Last night’s meeting of the Media Research Group shed some useful light on how advertising fares on video-on-demand platforms - or, to be more specific, what Channel 4 has shared with the wider world about some proprietary research into advertising on its own service, 4oD.

I’ll be writing up a fuller report of the evening’s findings shortly but, in the meantime, here are some of the highlights from the joint presentation by Glenn Gowen, Group Head of Research & Insight at Channel 4, and Caroline Rushton from the broadcaster’s research partner on the project, Qmedia.

Awareness: The difference in brand awareness between traditional TV and VoD viewers was minimal but, for advertising awareness, there was a significant change. Aggregated data for some 30 ads reported 30% awareness amongst VoD viewers (15% spontaneous, 15% prompted) versus 13% for traditional TV viewers (8% spontaneous, 7% prompted).

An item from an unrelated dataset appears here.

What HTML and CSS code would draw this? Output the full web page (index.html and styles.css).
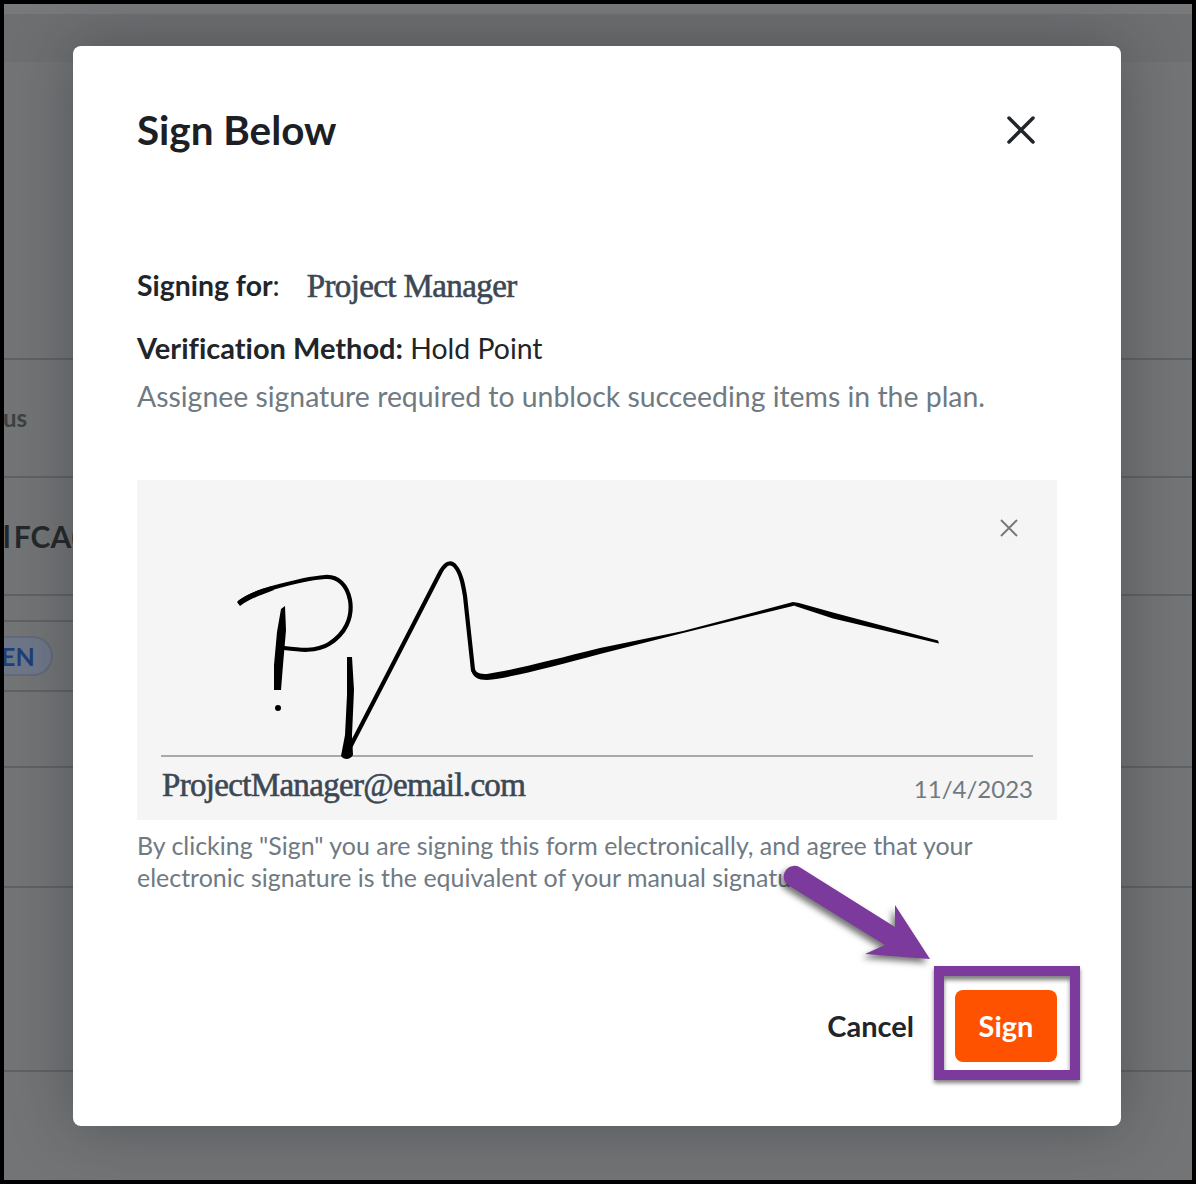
FILE: index.html
```html
<!DOCTYPE html>
<html lang="en">
<head>
<meta charset="utf-8">
<title>Sign Below</title>
<link rel="stylesheet" href="styles.css">
</head>
<body>
<div class="frame">
  <div class="page">
    <div class="row row-top"></div>
    <div class="row"></div>
    <div class="row"><div class="cell cell-status">us</div></div>
    <div class="row"><div class="cell cell-name">l FCA(</div></div>
    <div class="row row-left"></div>
    <div class="row row-left"><span class="pill">EN</span></div>
    <div class="row"></div>
    <div class="row"></div>
    <div class="row"></div>
    <div class="row row-end"></div>
  </div>

  <div class="modal">
    <header class="modal-head">
      <h1 class="title">Sign Below</h1>
      <svg class="close" viewBox="0 0 30 30" aria-label="Close"><path d="M3 3 L27 27 M27 3 L3 27"/></svg>
    </header>
    <div class="signing">
      <span class="signing-label">Signing for<span class="colon">:</span></span>
      <span class="script script-role">Project Manager</span>
    </div>
    <p class="method"><b>Verification Method:</b> Hold Point</p>
    <p class="hint">Assignee signature required to unblock succeeding items in the plan.</p>

    <div class="sigbox">
      <svg class="clear" viewBox="0 0 18 18" aria-label="Clear"><path d="M1 1 L17 17 M17 1 L1 17"/></svg>
      <svg class="sig" viewBox="137 480 920 275" aria-hidden="true">
        <g class="ink">
          <path d="M240 602 C248 596 258 592 272 588 C290 583 310 578 325 577 C338 576 347 585 350 600 C353 618 345 634 329 644 C316 652 300 650 284 648"/>
          <path d="M346 755 L390 670 L441 571 C446 563 451 561 455 566 C461 573 463 584 465 596 L473 670"/>
        </g>
        <path class="ink-fill" d="M237 602 C246 594 258 590 272 586 L274 590 C258 596 248 600 240 606 Z"/>
        <path class="ink-fill" d="M281 609 L285 606 L286 630 L283 665 L281 690 L274 690 L274 665 L277 632 Z"/>
        <circle class="ink-fill" cx="278" cy="708" r="3"/>
        <path class="ink-fill" d="M347 657 L352 657 L354 690 L352 735 L353 755 C350 760 344 760 341 756 L345 735 L347 695 Z"/>
        <path class="ink-fill" d="M471 669 L475 669 C476 673 480 674 487 674 C515 670 555 659 600 648 L683 631 L793 602 L797 605 L683 633 L600 654 C555 666 515 677 487 680 C478 680 472 677 471 669 Z"/>
        <path class="ink-fill" d="M793 602 L799 603 L833 612.500 L938 640.500 L939 643.500 L833 618.500 L795 606 Z"/>
      </svg>
      <div class="sig-foot">
        <span class="script script-email">ProjectManager@email.com</span>
        <span class="date">11/4/2023</span>
      </div>
    </div>

    <p class="legal">By clicking "Sign" you are signing this form electronically, and agree that your electronic signature is the equivalent of your manual signature.</p>

    <footer class="actions">
      <button class="btn btn-cancel" type="button">Cancel</button>
      <button class="btn btn-sign" type="button">Sign</button>
    </footer>
  </div>

  <div class="callout-box"></div>
  <svg class="callout-arrow" viewBox="770 850 180 130" aria-hidden="true">
    <path d="M801 868 L895 927 L895 905 L930 959 L865 954 L885 945 L788 885 A10 10 0 0 1 801 868 Z"/>
  </svg>
</div>
</body>
</html>
```

FILE: styles.css
```css
* { box-sizing: border-box; }

html, body { margin: 0; padding: 0; }

body {
  width: 1196px;
  height: 1184px;
  background: #000;
  font-family: Lato, "Liberation Sans", sans-serif;
  font-variant-ligatures: none;
  overflow: hidden;
}

.frame {
  position: relative;
  width: 1196px;
  height: 1184px;
  border: 4px solid #000;
  overflow: hidden;
  background: #727476;
}

.page {
  display: grid;
  height: 100%;
  grid-template-rows: 58px 298px 118px 118px 26px 70px 76px 120px 184px 1fr;
}

.row {
  display: flex;
  align-items: center;
  position: relative;
  border-bottom: 2px solid #5f6264;
  min-width: 0;
}

.row-top {
  border-bottom: 0;
  background: linear-gradient(#77797b 0, #77797b 10px, #6d6f71 10px, #6d6f71 100%);
}

.row-end { border-bottom: 0; }

.row-left { border-bottom-color: transparent; }

.row-left::after {
  content: "";
  position: absolute;
  left: 0;
  bottom: -2px;
  width: 80px;
  height: 2px;
  background: #5f6264;
}

.cell {
  white-space: nowrap;
  flex: none;
}

.cell-status {
  margin: -2px 0 0 -1px;
  font-size: 24px;
  font-weight: 700;
  color: #3c4144;
}

.cell-name {
  margin-left: -1px;
  font-size: 30px;
  font-weight: 700;
  word-spacing: -4px;
  color: #24282a;
}

.pill {
  flex: none;
  margin-left: -3px;
  padding: 5px 16px 5px 0;
  border: 2px solid #62697a;
  border-left: 0;
  border-radius: 0 20px 20px 0;
  background: #6e7788;
  color: #1f3f78;
  font-size: 25px;
  font-weight: 700;
  line-height: 26px;
}

.modal {
  position: absolute;
  left: 69px;
  top: 42px;
  width: 1048px;
  height: 1080px;
  padding: 0 64px;
  background: #fff;
  border-radius: 8px;
  box-shadow: 0 0 60px rgba(30, 32, 34, 0.35);
  color: #212529;
}

.modal-head {
  display: flex;
  justify-content: space-between;
  align-items: center;
  height: 168px;
  padding-right: 21px;
}

.title {
  margin: 0;
  font-size: 40.400px;
  font-weight: 700;
  line-height: 48px;
  color: #1c2024;
}

.close {
  width: 30px;
  height: 30px;
  fill: none;
  stroke: #212529;
  stroke-width: 3.500;
  stroke-linecap: round;
}

.signing {
  display: flex;
  align-items: center;
  height: 48px;
  margin-top: 47px;
  gap: 27px;
}

.signing-label {
  font-size: 28.400px;
  font-weight: 700;
}

.colon { font-weight: 400; }

.script {
  font-family: "Liberation Serif", serif;
  color: #3c4853;
  white-space: nowrap;
  font-size: 33px;
  -webkit-text-stroke: 0.600px #3c4853;
}

.script-role {
  margin-top: 2px;
  letter-spacing: -0.600px;
}

.script-email { letter-spacing: -0.680px; }

.method {
  margin: 19px 0 0;
  font-size: 28.400px;
  line-height: 40px;
}

.method b {
  font-size: 29px;
  font-weight: 700;
}

.hint {
  margin: 8px 0 0;
  font-size: 28.400px;
  line-height: 40px;
  color: #6f7a82;
}

.sigbox {
  position: relative;
  width: 920px;
  height: 340px;
  margin-top: 64px;
  background: #f5f5f5;
}

.clear {
  position: absolute;
  right: 39px;
  top: 39px;
  width: 18px;
  height: 18px;
  fill: none;
  stroke: #777b7e;
  stroke-width: 2;
}

.sig {
  display: block;
  width: 920px;
  height: 275px;
  overflow: visible;
}

.ink {
  fill: none;
  stroke: #000;
  stroke-width: 4.200;
  stroke-linecap: round;
  stroke-linejoin: round;
}

.ink-fill { fill: #000; }

.sig-foot {
  display: flex;
  justify-content: space-between;
  align-items: flex-start;
  height: 65px;
  margin: 0 24px;
  padding: 10px 0 0 1px;
  border-top: 2px solid #aaaaaa;
}

.date {
  margin-top: 7px;
  font-size: 24px;
  color: #6f7a82;
}

.legal {
  margin: 9px 0 0;
  width: 860px;
  font-size: 24.950px;
  line-height: 32px;
  color: #6f7a82;
}

.actions {
  display: flex;
  justify-content: flex-end;
  align-items: center;
  gap: 41px;
  margin-top: 97px;
}

.btn {
  border: 0;
  padding: 0 0 2px;
  background: none;
  font-family: inherit;
  font-variant-ligatures: none;
  font-size: 29px;
  font-weight: 700;
}

.btn-cancel { color: #212529; }

.btn-sign {
  width: 102px;
  height: 72px;
  border-radius: 8px;
  background: #ff5200;
  color: #fff;
}

.callout-box {
  position: absolute;
  left: 930px;
  top: 962px;
  width: 146px;
  height: 114px;
  border: 10px solid #7b3a9c;
  box-shadow: 0 3px 4px rgba(0, 0, 0, 0.5), inset 0 4px 4px rgba(0, 0, 0, 0.5);
}

.callout-arrow {
  position: absolute;
  left: 766px;
  top: 846px;
  width: 180px;
  height: 130px;
  overflow: visible;
  fill: #7b3a9c;
  filter: drop-shadow(-3px 4px 3px rgba(0, 0, 0, 0.55));
}
```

Brand perceptions: 4oD’s popularity among younger viewers is clear and unsurprising (for example, the platform accounted for 18% of viewing of the opening series 3 episode of the teen drama, Skins). Less expected were the associations that brands advertising on 4oD accrue – 57% of respondents agreed they were modern, 58% said they were trustworthy.

Acceptance: It may be the novelty factor (or just the low number of ads), but viewers are very accepting of ads on VoD, in direct contrast to the avoidance techniques employed on traditional TV.

Creativity: For acceptance, however, strong creative and an affinity or congruence between the ad and the programming context was paramount. Two 30-second or one 60-second spot were the normal pre and intra-programme breaks, for which some advertisers had produced specific edits of commercials for the 4oD platform.